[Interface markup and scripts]
----
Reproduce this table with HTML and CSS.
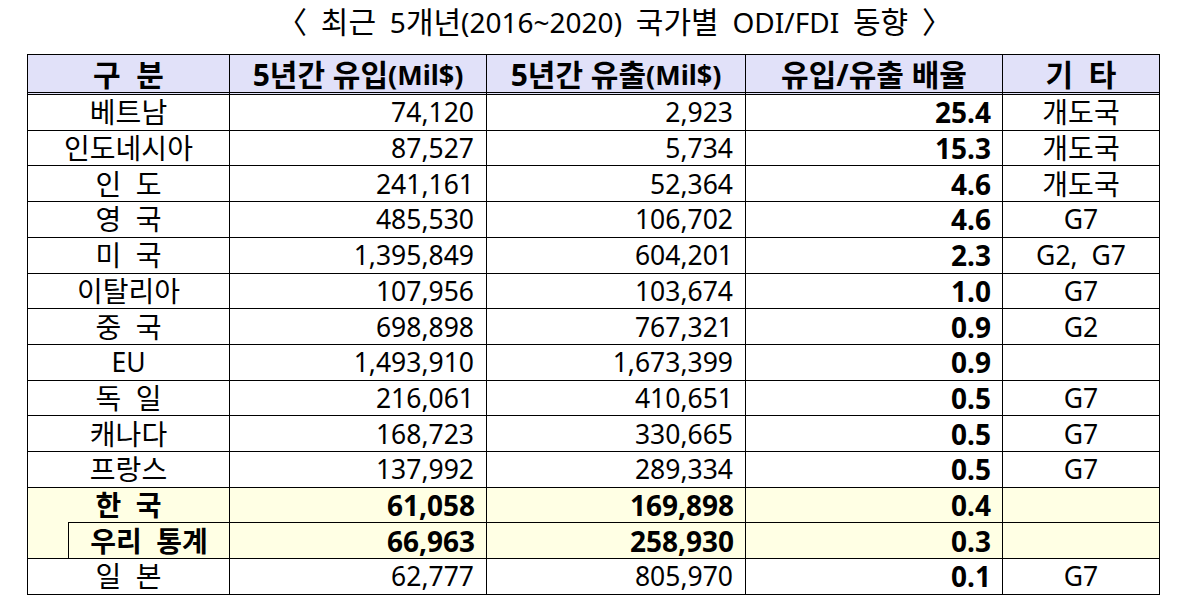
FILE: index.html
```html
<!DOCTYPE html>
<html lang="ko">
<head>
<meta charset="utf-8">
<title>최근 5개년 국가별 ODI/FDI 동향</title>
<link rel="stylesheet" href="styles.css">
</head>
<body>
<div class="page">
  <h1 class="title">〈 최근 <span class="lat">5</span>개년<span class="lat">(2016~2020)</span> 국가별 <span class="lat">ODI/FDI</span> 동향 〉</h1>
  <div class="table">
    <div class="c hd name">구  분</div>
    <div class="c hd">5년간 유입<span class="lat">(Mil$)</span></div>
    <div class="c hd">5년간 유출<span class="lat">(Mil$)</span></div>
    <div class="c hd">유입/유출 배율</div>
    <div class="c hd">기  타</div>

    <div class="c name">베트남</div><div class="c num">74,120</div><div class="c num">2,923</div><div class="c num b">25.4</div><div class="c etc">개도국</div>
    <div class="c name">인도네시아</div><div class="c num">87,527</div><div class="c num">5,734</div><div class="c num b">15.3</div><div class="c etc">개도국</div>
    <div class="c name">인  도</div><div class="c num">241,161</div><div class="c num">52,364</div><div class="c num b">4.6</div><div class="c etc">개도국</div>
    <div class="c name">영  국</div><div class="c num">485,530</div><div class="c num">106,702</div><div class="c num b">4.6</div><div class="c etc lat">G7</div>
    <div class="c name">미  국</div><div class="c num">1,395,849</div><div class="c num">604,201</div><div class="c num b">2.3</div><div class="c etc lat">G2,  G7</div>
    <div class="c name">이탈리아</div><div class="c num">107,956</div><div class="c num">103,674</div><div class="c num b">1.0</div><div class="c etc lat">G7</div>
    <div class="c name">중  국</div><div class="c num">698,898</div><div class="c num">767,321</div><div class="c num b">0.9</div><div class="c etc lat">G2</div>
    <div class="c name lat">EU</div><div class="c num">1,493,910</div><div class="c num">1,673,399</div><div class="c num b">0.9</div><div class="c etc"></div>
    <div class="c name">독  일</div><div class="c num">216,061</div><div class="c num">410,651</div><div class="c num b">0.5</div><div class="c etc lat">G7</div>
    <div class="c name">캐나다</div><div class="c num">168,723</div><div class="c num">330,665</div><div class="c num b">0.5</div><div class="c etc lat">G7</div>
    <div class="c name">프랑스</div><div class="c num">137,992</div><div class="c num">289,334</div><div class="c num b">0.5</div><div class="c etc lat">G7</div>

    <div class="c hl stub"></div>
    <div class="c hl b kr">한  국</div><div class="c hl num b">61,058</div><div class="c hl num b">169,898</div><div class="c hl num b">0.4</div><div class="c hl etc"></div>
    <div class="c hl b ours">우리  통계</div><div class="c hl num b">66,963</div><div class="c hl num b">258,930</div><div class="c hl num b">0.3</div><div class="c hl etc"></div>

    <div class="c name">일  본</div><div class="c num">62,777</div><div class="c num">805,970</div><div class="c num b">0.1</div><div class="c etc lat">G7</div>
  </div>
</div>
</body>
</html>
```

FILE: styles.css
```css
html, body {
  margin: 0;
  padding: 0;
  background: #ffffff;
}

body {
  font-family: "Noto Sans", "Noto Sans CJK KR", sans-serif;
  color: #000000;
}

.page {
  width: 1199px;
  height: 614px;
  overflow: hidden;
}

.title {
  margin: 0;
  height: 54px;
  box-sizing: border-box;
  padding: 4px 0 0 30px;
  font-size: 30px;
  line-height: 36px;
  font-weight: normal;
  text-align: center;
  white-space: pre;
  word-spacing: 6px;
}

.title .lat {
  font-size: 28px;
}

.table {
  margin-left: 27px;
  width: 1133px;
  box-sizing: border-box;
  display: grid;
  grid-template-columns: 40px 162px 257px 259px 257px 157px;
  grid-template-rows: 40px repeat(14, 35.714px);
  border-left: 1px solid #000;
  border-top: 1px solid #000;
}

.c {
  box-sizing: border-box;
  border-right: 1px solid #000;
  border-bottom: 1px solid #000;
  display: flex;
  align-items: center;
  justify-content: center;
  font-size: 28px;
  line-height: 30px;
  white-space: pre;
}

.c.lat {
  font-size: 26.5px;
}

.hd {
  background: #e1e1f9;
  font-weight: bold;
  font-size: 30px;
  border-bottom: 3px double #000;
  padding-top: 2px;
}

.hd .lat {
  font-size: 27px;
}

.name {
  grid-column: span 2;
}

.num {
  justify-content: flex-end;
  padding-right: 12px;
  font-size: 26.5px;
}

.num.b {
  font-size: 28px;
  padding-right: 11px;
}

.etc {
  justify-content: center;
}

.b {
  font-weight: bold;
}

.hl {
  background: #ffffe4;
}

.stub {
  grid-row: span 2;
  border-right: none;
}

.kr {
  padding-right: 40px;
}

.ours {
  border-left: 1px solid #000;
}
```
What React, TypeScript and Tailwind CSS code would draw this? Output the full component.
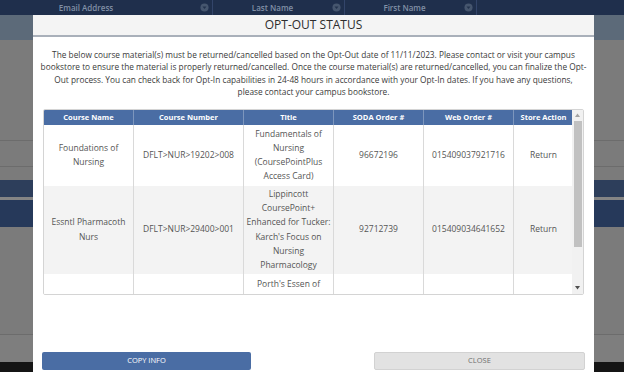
----
*Prompt*
Quote each record exactly as it stands, minus the pictures.

*Task result*
Reproduce this table with HTML and CSS.
FILE: index.html
```html
<!DOCTYPE html>
<html lang="ko">
<head>
<meta charset="utf-8">
<title>최근 5개년 국가별 ODI/FDI 동향</title>
<link rel="stylesheet" href="styles.css">
</head>
<body>
<div class="page">
  <h1 class="title">〈 최근 <span class="lat">5</span>개년<span class="lat">(2016~2020)</span> 국가별 <span class="lat">ODI/FDI</span> 동향 〉</h1>
  <div class="table">
    <div class="c hd name">구  분</div>
    <div class="c hd">5년간 유입<span class="lat">(Mil$)</span></div>
    <div class="c hd">5년간 유출<span class="lat">(Mil$)</span></div>
    <div class="c hd">유입/유출 배율</div>
    <div class="c hd">기  타</div>

    <div class="c name">베트남</div><div class="c num">74,120</div><div class="c num">2,923</div><div class="c num b">25.4</div><div class="c etc">개도국</div>
    <div class="c name">인도네시아</div><div class="c num">87,527</div><div class="c num">5,734</div><div class="c num b">15.3</div><div class="c etc">개도국</div>
    <div class="c name">인  도</div><div class="c num">241,161</div><div class="c num">52,364</div><div class="c num b">4.6</div><div class="c etc">개도국</div>
    <div class="c name">영  국</div><div class="c num">485,530</div><div class="c num">106,702</div><div class="c num b">4.6</div><div class="c etc lat">G7</div>
    <div class="c name">미  국</div><div class="c num">1,395,849</div><div class="c num">604,201</div><div class="c num b">2.3</div><div class="c etc lat">G2,  G7</div>
    <div class="c name">이탈리아</div><div class="c num">107,956</div><div class="c num">103,674</div><div class="c num b">1.0</div><div class="c etc lat">G7</div>
    <div class="c name">중  국</div><div class="c num">698,898</div><div class="c num">767,321</div><div class="c num b">0.9</div><div class="c etc lat">G2</div>
    <div class="c name lat">EU</div><div class="c num">1,493,910</div><div class="c num">1,673,399</div><div class="c num b">0.9</div><div class="c etc"></div>
    <div class="c name">독  일</div><div class="c num">216,061</div><div class="c num">410,651</div><div class="c num b">0.5</div><div class="c etc lat">G7</div>
    <div class="c name">캐나다</div><div class="c num">168,723</div><div class="c num">330,665</div><div class="c num b">0.5</div><div class="c etc lat">G7</div>
    <div class="c name">프랑스</div><div class="c num">137,992</div><div class="c num">289,334</div><div class="c num b">0.5</div><div class="c etc lat">G7</div>

    <div class="c hl stub"></div>
    <div class="c hl b kr">한  국</div><div class="c hl num b">61,058</div><div class="c hl num b">169,898</div><div class="c hl num b">0.4</div><div class="c hl etc"></div>
    <div class="c hl b ours">우리  통계</div><div class="c hl num b">66,963</div><div class="c hl num b">258,930</div><div class="c hl num b">0.3</div><div class="c hl etc"></div>

    <div class="c name">일  본</div><div class="c num">62,777</div><div class="c num">805,970</div><div class="c num b">0.1</div><div class="c etc lat">G7</div>
  </div>
</div>
</body>
</html>
```

FILE: styles.css
```css
html, body {
  margin: 0;
  padding: 0;
  background: #ffffff;
}

body {
  font-family: "Noto Sans", "Noto Sans CJK KR", sans-serif;
  color: #000000;
}

.page {
  width: 1199px;
  height: 614px;
  overflow: hidden;
}

.title {
  margin: 0;
  height: 54px;
  box-sizing: border-box;
  padding: 4px 0 0 30px;
  font-size: 30px;
  line-height: 36px;
  font-weight: normal;
  text-align: center;
  white-space: pre;
  word-spacing: 6px;
}

.title .lat {
  font-size: 28px;
}

.table {
  margin-left: 27px;
  width: 1133px;
  box-sizing: border-box;
  display: grid;
  grid-template-columns: 40px 162px 257px 259px 257px 157px;
  grid-template-rows: 40px repeat(14, 35.714px);
  border-left: 1px solid #000;
  border-top: 1px solid #000;
}

.c {
  box-sizing: border-box;
  border-right: 1px solid #000;
  border-bottom: 1px solid #000;
  display: flex;
  align-items: center;
  justify-content: center;
  font-size: 28px;
  line-height: 30px;
  white-space: pre;
}

.c.lat {
  font-size: 26.5px;
}

.hd {
  background: #e1e1f9;
  font-weight: bold;
  font-size: 30px;
  border-bottom: 3px double #000;
  padding-top: 2px;
}

.hd .lat {
  font-size: 27px;
}

.name {
  grid-column: span 2;
}

.num {
  justify-content: flex-end;
  padding-right: 12px;
  font-size: 26.5px;
}

.num.b {
  font-size: 28px;
  padding-right: 11px;
}

.etc {
  justify-content: center;
}

.b {
  font-weight: bold;
}

.hl {
  background: #ffffe4;
}

.stub {
  grid-row: span 2;
  border-right: none;
}

.kr {
  padding-right: 40px;
}

.ours {
  border-left: 1px solid #000;
}
```
What React, TypeScript and Tailwind CSS code would draw this? Output the full component.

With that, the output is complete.